» **What you will do**: Pull each line containing "this" out of the data and copy it.

» **The records**:
— start —

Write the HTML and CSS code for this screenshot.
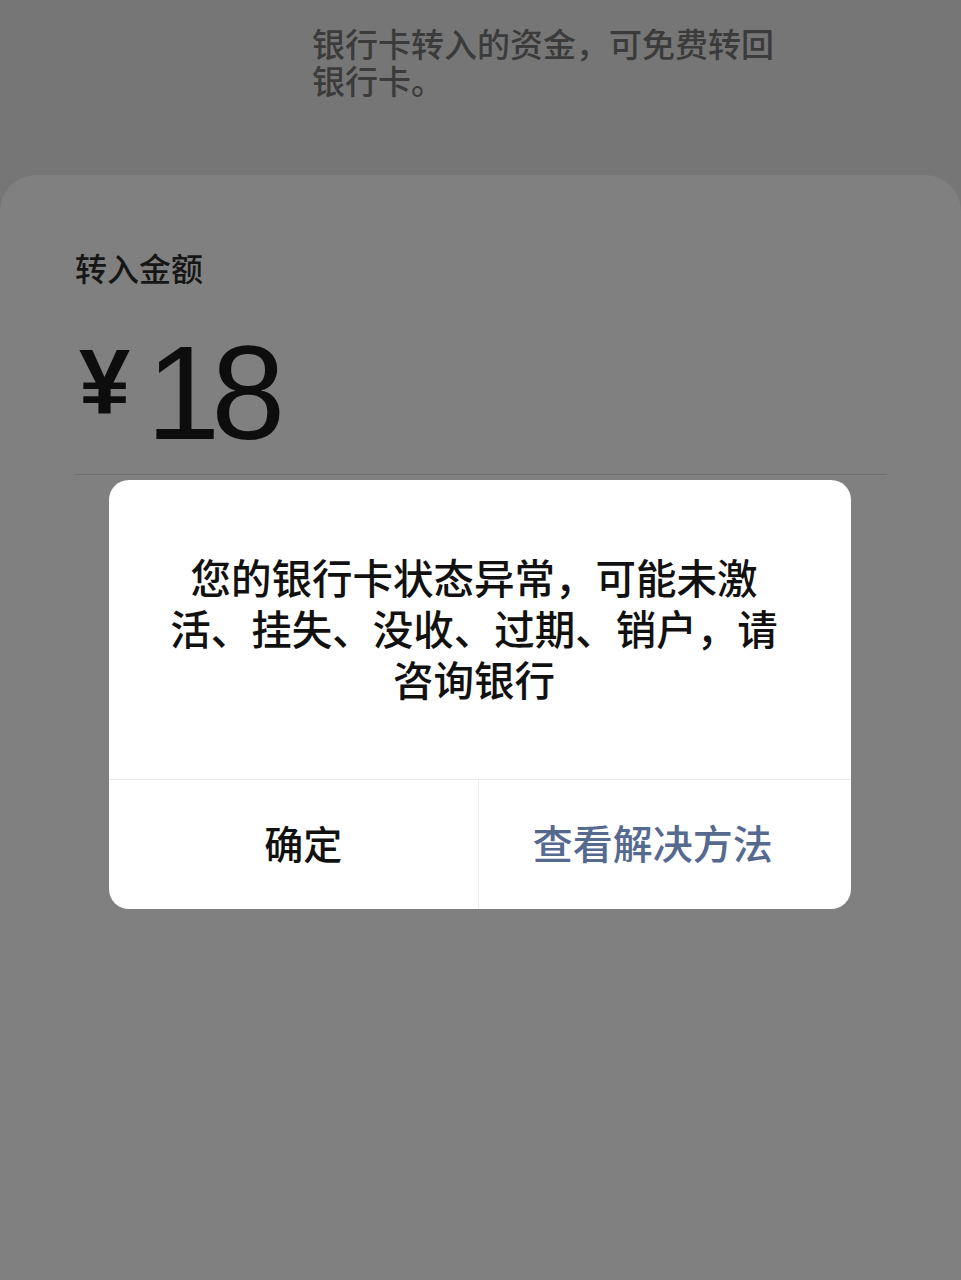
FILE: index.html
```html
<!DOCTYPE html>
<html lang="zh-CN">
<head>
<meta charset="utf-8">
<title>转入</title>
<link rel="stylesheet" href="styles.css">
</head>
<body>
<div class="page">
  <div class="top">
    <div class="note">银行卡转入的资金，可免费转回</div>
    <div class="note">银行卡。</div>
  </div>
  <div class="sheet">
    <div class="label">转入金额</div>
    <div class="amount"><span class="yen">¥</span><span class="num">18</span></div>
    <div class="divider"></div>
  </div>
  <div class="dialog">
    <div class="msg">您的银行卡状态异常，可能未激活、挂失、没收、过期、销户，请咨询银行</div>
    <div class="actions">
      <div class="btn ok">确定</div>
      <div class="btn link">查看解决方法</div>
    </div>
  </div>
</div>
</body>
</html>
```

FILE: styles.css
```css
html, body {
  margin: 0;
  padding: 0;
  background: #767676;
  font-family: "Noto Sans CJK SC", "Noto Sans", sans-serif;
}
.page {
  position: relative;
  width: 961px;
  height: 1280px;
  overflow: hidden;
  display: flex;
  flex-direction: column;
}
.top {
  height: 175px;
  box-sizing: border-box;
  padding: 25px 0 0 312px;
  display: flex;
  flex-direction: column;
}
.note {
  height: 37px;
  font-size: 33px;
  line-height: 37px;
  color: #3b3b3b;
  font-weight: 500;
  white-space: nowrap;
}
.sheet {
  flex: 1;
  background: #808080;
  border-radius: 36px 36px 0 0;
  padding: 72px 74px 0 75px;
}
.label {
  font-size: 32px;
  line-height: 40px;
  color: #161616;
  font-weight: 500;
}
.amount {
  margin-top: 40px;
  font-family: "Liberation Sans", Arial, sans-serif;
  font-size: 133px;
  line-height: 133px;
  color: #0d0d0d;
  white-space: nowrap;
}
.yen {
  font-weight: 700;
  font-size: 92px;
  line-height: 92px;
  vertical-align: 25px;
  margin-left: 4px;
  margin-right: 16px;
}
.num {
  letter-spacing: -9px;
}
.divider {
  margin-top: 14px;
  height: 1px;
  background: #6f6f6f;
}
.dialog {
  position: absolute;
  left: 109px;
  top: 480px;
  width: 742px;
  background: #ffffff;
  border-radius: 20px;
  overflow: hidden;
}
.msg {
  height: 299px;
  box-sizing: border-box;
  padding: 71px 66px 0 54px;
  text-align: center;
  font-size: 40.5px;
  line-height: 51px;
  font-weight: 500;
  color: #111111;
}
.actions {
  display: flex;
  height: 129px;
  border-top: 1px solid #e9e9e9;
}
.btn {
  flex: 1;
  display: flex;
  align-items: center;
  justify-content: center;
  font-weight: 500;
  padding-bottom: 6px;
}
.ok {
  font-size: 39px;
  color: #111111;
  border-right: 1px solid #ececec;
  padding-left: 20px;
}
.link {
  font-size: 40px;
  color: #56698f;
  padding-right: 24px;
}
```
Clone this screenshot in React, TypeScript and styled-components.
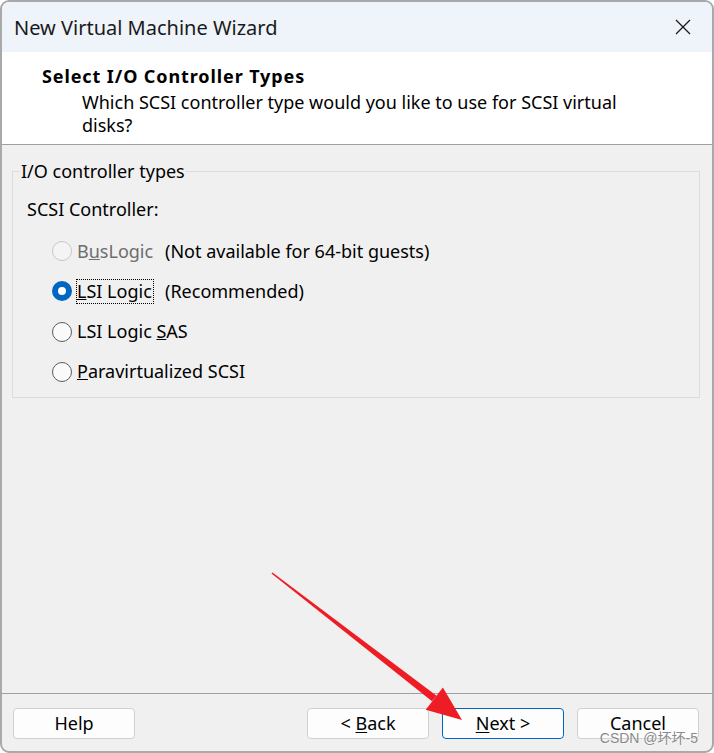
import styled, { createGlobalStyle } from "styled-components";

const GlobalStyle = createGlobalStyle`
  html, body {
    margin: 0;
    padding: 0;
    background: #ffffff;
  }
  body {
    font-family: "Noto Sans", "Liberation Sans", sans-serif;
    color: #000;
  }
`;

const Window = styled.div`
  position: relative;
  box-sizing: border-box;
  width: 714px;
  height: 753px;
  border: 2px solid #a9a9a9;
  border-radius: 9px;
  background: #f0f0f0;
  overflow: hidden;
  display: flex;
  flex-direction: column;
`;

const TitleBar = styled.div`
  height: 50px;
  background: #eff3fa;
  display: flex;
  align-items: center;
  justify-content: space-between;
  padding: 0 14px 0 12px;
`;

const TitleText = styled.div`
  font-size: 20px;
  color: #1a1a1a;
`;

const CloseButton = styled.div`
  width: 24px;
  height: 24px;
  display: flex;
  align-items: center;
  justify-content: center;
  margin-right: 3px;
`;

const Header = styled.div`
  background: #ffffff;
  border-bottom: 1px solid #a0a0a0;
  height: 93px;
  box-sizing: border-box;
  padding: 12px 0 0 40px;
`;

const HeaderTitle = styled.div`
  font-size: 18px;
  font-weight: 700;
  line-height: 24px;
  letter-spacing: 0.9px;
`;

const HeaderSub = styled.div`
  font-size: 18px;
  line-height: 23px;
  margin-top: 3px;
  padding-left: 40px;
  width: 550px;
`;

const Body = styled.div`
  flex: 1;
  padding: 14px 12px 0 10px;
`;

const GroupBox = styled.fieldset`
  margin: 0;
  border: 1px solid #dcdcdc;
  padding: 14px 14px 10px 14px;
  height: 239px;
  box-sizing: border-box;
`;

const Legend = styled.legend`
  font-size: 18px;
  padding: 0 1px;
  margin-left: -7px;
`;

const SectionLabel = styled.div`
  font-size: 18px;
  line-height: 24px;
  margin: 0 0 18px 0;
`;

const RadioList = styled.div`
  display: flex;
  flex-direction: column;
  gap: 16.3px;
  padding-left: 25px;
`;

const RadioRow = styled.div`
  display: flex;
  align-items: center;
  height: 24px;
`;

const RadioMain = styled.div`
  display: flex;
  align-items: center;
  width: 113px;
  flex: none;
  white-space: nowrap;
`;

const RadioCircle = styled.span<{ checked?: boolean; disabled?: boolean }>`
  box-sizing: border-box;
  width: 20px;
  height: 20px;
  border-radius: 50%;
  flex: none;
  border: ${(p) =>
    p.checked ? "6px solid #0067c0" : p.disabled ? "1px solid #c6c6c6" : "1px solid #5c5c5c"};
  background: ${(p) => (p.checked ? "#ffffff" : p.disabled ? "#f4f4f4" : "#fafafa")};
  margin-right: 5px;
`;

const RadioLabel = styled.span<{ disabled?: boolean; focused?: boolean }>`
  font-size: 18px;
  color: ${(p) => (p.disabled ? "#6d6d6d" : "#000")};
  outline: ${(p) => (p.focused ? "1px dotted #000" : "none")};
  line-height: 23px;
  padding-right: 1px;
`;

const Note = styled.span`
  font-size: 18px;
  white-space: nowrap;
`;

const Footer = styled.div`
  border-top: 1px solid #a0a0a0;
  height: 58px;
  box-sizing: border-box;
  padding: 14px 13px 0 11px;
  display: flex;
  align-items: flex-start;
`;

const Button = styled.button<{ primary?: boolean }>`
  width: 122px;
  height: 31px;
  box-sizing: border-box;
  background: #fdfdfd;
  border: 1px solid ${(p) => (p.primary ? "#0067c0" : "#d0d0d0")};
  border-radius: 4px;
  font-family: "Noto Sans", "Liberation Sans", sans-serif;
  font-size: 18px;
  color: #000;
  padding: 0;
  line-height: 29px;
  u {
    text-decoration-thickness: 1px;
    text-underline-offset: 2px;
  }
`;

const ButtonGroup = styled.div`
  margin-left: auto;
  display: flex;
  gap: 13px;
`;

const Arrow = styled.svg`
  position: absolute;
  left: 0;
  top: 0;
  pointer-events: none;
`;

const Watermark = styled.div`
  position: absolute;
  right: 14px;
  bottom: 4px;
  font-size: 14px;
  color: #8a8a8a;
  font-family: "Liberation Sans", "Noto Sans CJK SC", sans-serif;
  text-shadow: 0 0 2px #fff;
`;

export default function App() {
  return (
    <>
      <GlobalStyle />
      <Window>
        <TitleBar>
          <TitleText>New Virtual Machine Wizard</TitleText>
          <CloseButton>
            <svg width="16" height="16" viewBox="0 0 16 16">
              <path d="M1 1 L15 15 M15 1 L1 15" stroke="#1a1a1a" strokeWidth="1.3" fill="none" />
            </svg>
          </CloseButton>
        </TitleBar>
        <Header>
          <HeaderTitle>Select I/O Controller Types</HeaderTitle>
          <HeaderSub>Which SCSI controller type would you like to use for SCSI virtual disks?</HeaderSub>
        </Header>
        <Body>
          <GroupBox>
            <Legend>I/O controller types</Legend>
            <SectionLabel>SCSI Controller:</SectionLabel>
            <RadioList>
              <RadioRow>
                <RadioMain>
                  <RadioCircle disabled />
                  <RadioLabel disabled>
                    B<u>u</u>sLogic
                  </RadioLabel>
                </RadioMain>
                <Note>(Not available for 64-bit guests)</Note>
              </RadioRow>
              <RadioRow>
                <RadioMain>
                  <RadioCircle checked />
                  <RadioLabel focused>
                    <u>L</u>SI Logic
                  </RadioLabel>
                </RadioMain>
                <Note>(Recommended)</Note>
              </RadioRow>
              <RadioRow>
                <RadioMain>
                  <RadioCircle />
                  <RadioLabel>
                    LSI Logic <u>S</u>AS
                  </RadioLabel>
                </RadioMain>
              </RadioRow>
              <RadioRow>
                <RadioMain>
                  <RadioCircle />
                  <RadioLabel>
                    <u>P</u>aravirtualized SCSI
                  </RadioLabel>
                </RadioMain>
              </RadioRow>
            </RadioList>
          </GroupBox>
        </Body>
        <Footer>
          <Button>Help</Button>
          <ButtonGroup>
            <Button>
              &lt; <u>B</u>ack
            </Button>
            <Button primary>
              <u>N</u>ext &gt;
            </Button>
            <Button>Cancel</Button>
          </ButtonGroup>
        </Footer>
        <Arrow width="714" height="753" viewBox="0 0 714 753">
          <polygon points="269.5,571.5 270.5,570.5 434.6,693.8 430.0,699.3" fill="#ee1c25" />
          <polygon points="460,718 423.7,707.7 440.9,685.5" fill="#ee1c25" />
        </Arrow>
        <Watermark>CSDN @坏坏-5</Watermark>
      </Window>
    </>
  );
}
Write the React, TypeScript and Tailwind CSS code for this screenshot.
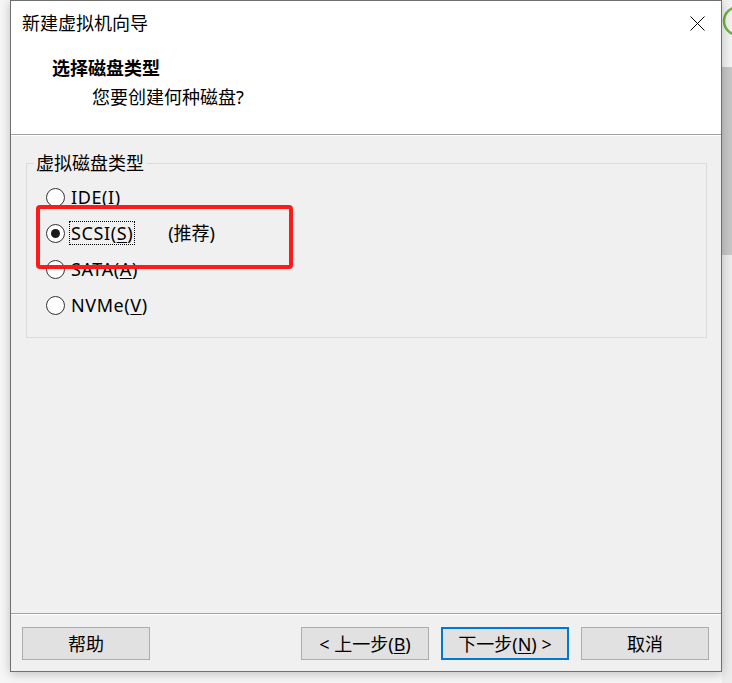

— end —

» **Written response**:
Write the HTML and CSS code for this screenshot.
Clone this screenshot in React, TypeScript and styled-components.
Write the React, TypeScript and Tailwind CSS code for this screenshot.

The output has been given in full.